Report each line of the data that includes the word "React".

-----

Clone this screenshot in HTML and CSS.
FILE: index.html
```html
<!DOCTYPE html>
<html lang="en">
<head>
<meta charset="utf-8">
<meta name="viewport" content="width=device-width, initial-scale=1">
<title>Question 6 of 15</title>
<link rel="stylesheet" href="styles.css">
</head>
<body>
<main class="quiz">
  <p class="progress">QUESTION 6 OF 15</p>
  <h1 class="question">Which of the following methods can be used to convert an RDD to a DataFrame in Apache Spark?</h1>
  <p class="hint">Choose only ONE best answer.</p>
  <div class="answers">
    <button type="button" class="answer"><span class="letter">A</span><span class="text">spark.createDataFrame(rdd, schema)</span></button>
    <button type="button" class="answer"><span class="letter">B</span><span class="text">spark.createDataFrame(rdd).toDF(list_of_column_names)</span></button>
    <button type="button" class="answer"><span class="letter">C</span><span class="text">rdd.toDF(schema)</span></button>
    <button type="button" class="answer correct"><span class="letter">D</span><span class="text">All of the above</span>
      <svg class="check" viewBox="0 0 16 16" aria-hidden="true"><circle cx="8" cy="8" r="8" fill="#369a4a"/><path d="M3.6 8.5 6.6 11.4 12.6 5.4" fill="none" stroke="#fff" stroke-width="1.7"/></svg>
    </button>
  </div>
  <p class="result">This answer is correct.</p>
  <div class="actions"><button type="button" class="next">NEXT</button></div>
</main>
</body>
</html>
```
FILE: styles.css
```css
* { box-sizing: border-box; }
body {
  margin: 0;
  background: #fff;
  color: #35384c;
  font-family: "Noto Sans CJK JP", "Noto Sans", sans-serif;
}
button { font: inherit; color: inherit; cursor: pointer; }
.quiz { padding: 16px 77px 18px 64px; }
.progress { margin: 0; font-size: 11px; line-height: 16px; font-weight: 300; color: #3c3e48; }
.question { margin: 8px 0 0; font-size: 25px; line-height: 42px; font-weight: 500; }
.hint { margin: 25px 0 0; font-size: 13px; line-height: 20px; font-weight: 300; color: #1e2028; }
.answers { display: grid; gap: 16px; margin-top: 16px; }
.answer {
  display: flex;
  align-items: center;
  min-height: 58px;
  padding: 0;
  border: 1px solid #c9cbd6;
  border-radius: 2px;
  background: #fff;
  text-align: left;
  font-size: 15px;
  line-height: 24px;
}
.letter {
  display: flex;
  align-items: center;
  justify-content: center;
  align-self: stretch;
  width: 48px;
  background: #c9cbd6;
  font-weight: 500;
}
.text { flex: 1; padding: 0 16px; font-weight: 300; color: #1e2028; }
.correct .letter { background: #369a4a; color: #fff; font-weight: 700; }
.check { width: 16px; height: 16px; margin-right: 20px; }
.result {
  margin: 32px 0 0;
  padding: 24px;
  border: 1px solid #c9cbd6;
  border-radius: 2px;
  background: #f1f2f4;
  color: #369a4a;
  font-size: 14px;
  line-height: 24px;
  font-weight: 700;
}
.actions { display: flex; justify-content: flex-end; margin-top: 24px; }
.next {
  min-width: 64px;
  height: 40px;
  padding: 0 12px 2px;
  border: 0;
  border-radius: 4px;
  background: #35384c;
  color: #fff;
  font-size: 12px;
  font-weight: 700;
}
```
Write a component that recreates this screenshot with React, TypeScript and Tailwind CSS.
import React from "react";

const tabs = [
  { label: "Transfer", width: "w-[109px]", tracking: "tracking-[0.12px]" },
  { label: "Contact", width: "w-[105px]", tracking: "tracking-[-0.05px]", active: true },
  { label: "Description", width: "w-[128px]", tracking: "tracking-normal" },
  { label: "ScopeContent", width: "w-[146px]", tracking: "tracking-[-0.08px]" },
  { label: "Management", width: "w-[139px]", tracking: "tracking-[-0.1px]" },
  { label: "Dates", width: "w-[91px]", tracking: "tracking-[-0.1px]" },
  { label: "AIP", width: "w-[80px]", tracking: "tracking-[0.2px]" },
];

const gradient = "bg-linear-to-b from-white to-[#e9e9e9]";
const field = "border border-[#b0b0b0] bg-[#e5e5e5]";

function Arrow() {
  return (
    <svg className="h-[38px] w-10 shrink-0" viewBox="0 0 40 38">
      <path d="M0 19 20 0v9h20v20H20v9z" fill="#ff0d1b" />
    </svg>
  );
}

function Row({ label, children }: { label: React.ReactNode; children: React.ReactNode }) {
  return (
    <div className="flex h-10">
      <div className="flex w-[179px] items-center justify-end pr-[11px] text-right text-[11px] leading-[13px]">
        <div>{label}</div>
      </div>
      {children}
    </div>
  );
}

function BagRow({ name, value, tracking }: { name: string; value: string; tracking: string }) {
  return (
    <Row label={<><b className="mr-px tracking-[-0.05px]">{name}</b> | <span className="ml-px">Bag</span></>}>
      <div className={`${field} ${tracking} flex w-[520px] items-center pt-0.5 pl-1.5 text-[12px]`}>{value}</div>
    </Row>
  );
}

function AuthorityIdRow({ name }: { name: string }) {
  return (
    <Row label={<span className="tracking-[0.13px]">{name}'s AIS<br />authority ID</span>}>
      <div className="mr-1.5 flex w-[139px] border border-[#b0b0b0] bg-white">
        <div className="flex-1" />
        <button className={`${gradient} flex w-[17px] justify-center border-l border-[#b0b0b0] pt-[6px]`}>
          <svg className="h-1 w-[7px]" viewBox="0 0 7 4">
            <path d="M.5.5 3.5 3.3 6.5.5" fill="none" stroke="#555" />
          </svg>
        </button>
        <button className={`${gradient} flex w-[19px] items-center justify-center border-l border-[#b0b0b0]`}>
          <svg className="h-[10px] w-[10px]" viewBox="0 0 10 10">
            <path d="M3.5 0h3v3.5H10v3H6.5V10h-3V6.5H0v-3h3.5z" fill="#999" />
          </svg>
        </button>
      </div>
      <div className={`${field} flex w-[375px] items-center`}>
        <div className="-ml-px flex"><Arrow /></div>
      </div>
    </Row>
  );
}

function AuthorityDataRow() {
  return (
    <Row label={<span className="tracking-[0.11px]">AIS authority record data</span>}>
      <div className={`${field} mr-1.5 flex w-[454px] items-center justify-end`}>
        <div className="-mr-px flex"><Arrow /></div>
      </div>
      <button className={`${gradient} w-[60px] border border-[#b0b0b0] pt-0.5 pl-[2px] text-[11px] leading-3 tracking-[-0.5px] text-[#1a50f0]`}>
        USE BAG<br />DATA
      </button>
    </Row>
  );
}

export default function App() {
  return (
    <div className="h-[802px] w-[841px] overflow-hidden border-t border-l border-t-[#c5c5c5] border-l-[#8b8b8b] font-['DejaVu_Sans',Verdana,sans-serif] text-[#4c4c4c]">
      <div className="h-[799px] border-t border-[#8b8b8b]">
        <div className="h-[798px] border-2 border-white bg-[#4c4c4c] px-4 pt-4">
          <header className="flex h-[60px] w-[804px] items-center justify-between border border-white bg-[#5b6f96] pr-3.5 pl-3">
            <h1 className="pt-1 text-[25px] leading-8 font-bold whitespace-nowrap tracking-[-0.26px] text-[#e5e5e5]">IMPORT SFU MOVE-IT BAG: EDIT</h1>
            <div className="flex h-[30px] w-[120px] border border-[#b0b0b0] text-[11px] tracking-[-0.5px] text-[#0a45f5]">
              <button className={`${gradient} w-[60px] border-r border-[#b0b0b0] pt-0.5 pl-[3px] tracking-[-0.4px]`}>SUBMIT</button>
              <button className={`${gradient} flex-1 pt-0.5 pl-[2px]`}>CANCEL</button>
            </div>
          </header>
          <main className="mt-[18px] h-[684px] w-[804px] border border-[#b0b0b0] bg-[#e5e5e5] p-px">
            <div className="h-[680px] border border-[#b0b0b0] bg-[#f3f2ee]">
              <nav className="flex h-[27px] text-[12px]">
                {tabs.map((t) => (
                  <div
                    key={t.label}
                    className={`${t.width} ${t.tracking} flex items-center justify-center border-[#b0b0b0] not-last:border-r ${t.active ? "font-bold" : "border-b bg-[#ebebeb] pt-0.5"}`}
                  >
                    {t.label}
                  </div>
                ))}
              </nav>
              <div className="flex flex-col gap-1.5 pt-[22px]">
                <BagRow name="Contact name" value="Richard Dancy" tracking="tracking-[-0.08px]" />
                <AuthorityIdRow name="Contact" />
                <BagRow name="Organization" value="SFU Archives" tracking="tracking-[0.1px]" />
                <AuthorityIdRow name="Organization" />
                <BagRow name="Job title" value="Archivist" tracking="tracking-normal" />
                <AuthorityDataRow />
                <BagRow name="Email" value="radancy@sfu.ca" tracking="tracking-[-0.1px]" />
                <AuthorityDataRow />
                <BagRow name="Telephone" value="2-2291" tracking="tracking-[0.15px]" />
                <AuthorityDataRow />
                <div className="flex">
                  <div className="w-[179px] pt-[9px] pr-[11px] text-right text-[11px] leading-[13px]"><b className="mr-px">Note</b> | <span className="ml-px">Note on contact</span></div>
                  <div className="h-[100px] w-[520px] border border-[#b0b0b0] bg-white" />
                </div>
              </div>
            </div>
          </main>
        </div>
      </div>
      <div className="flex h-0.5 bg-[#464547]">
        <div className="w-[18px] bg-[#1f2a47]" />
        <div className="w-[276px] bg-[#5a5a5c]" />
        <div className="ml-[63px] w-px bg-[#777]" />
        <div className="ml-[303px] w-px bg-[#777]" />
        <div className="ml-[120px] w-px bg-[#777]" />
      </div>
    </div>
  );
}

-----

*Problem solution:*
Write a component that recreates this screenshot with React, TypeScript and Tailwind CSS.
import React from "react";
function Row({ label, children }: { label: React.ReactNode; children: React.ReactNode }) {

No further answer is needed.